Why do we think the +1 was there? must have been some reason... @reedacartwright Please check if the annotation function works - gtcall file should have nodes numbered as a list of descendant leaves (based on vcf file); tree should be numbered w leaves based on vcf file and nodes numbered based on children so those should match now

reedacartwright commented 6 years ago

I imagine they wanted to avoid zeros for some reason.

Things I spotted.

[ ] gtcall file should use sample names not numbers to be consistent with other parts of the output.
[ ] annot command position arguments should be gtcall> to be consistent with gtype command order.
[x] annot command should output a tree using sample names, not ids.

reedacartwright commented 6 years ago

What if utils::init_tree was modified to do the sample names->id conversion? It could then create a node.samples variable to keep track of names alongside ids. That may make it easier to write the genotyping and annotation functions.

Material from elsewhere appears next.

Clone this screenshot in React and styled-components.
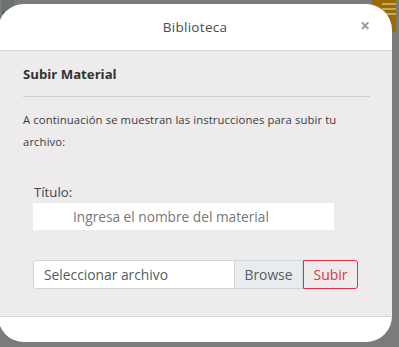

rachelss commented 6 years ago

If this works I'd rather not bother with gtcall using names. That's what I did initially but then it requires converting back. I'm not sure what you're asking with the command position arguments init_tree is used elsewhere without having real sample names attached (ie for random starting trees) so while it would be nice not to copy-paste the conversion and go back and forth that should really be a separate function. I don't feel like bothering right now - mostly just want it to work.

reedacartwright commented 6 years ago

As a user of treecall, I'm now spotting things that are barriers for users. I'd fix some of these myself, but my python foo is weak.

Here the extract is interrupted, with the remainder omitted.